Ratings agency says SA is at risk of spending overruns, with payroll and state-owned entity reforms crucial to reduce budget deficits

Picture: REINHARD KRAUSE/REUTERS
Picture: REINHARD KRAUSE/REUTERS

As parties in the Public Service Co-ordinating Bargaining Council (PSCBC) continue to look for mechanisms to break the wage deadlock, Fitch Ratings said on Tuesday the government is unlikely to meet its goal of freezing public-sector salaries for three years.

The wage bill has been increasing exponentially over the years, escalating from R154bn in 2006/2007 to R518bn in 2018/2019. It increased to about R630bn in the past financial year.

The government’s proposed reductions to the wage bill, as highlighted in the 2021 Budget Review, amount to R303.4bn from 2020/2021 to 2023/2024. The proposed reductions consist of the R160.2bn announced in the 2020 budget and an additional R144.2bn over the medium term. The wage bill will account for R1.97-trillion, or 32%, of consolidated government expenditure over the medium term.

In December, the labour appeal court upheld a Treasury decision not to implement the final part of a three-year public-sector wage deal, at a cost of R38bn, for lack of money. The unions appealed and the matter is scheduled to be heard by the Constitutional Court on August 24.

On Tuesday, Fitch said SA is at risk of spending overruns as the government is unlikely to meet its goal of freezing public servants’ pay for three years.

“Compensation of public-sector workers accounts for a large share (about 35%) of government expenditure.
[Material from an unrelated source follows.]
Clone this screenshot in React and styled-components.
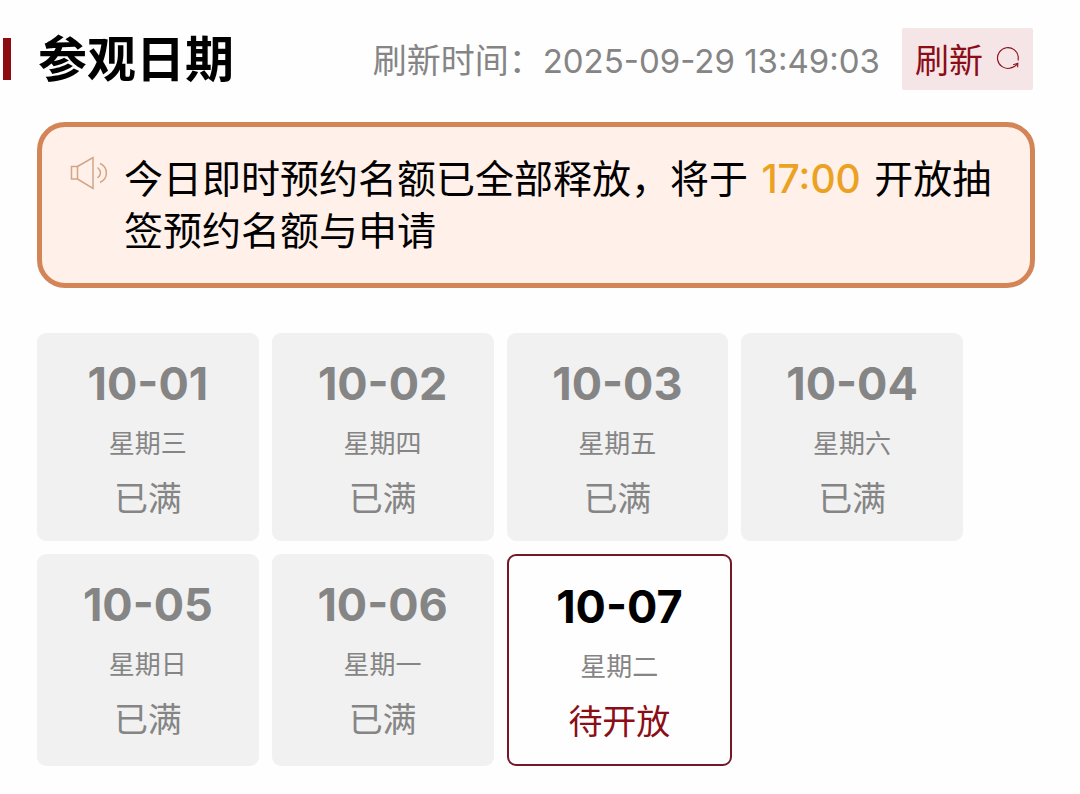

Ongoing negotiations on a new wage deal are likely be difficult and the government is unlikely to meet its target of agreeing on a wage freeze, leading to the risk of expenditure overruns,” Fitch said.

The ratings agency, which downgraded SA further into junk status in November, said payroll and state-owned entity reforms will be crucial for fiscal consolidation.
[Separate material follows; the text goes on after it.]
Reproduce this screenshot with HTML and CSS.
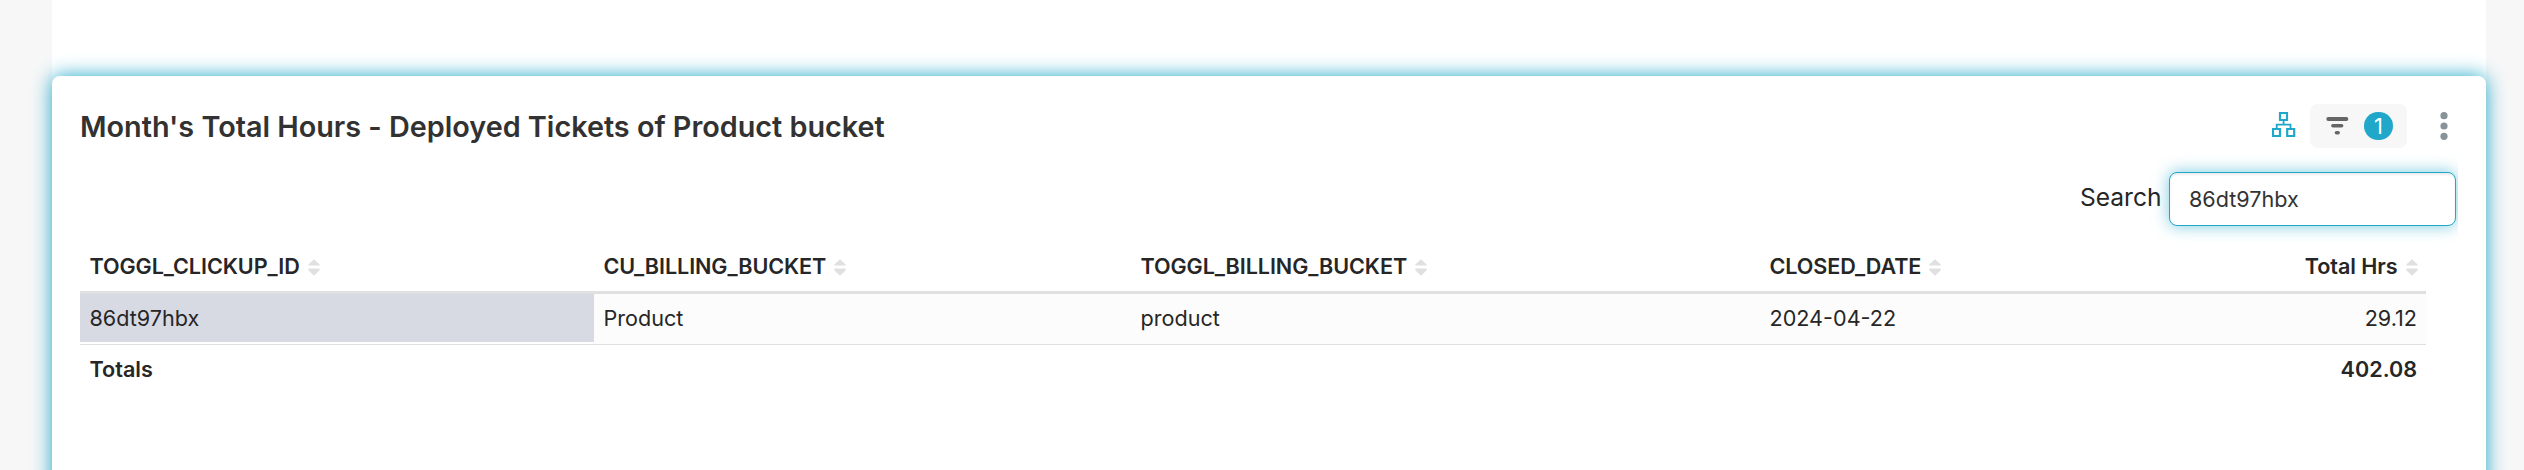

It said GDP growth is likely to remain below 2% due to the limited scale of planned structural reforms, the government’s weak implementation record, electricity shortages and strained public finances.

In March, Fitch revised its economic outlook for SA, saying the country’s economy will expand 4.3% in 2021, up from a previous estimate of 3.6%.

Wage negotiations at the PSCBC, where the employer and unions agree on salary increases and other conditions of employment, reached a deadlock on April 23 after union federation Cosatu and the Public Servants Association of SA (PSA) — which represent most of the 1.3-million public servants — rejected the government’s zero cost-of-living adjustment for 2021/2022.

The unions are demanding a wage increase of the consumer price index (CPI) plus 4% across the board for 2021/2022 — above the 3.2% inflation rate recorded in March and also higher than the 4.3% average the Reserve Bank expects for 2021.

After the parties hit a deadlock during wage negotiations at the bargaining council on April 23, the parties agreed to embark on facilitated negotiations.

PSA assistant GM Reuben Maleka told Business Day: “The PSA declared a dispute [on Tuesday] after three days of facilitation that failed [to yield results]. The PSCBC has 30 days to resolve the dispute, failing which a certificate of non-resolution will be issued. We will then issue a seven-day notice to the government [notifying it of our intention] to start the strike action.”

Mugwena Maluleke, chief negotiator for Cosatu’s public-sector unions, said, “We are still in a facilitation process,” when asked for comment. The PSA is within its rights to declare a dispute.

Kamogelo Mogotsi, the spokesperson for public service & administration minister Senzo Mchunu, did not respond to a request for comment.